As this is only true for the first call, there should be a *note* in JavaDoc about cost of those methods in comparision. Don't forget (byte[] ...) constructor's JavaDoc too.


JUSTIFICATION :
Assumed that ASCII and ISO-8859-1 have high percentage in usage on those methods especially for CORBA applications, we should have a fast shortcut in class String.

  See also:
http://cr.openjdk.java.net/~sherman/6636323_6636319/webrev
http://bugs.sun.com/bugdatabase/view_bug.do?bug_id=6636319
http://bugs.sun.com/bugdatabase/view_bug.do?bug_id=6636323



EXPECTED VERSUS ACTUAL BEHAVIOR :
EXPECTED -
Fastpath for ASCII + ISO-8859-1 for methods and constructors like:
String#getBytes(..) and new String(bytes..)
Alternatives:
String#getASCIIBytes(..)
String#getISO8859_1Bytes(..)

ACTUAL -
byte[] getBytes(Charset charset)
internally instantiates CharsetEncoder which is much slower, especially on short strings.

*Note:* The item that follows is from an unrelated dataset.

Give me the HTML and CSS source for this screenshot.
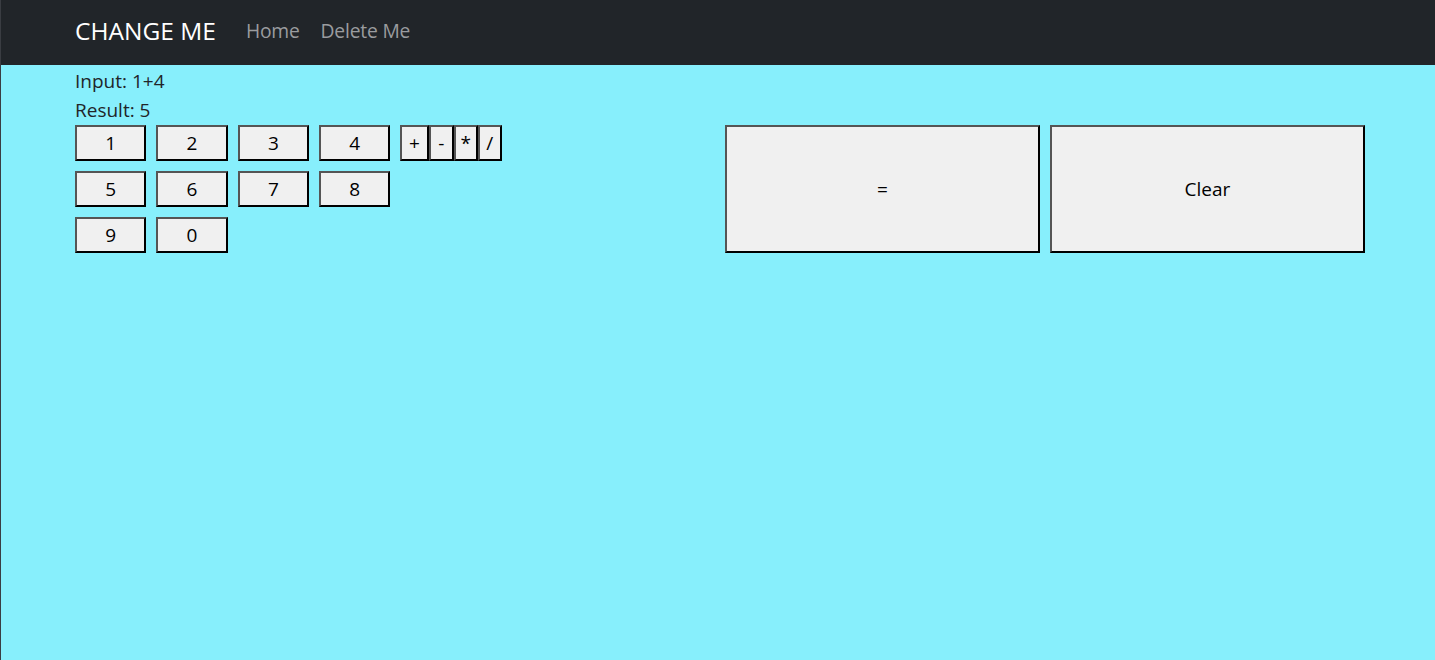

---------- BEGIN SOURCE ----------
1 simple example:

public class String {
    ...
    int getBytes(byte[] buf, byte mask) {
        int j = 0;
        for (int i=0; i<values.length; i++, j++) {
            if (values[i] | mask == mask)
                buf[j] = (byte)values[i];
                continue;
            if (isHighSurrogate(values[i] && i+1<length && isLowSurrogate(values[i+1])
                 i++;
            buf[j] = '?'; // or default replacement
        }
        return j;
    ...
    }

---------- END SOURCE ----------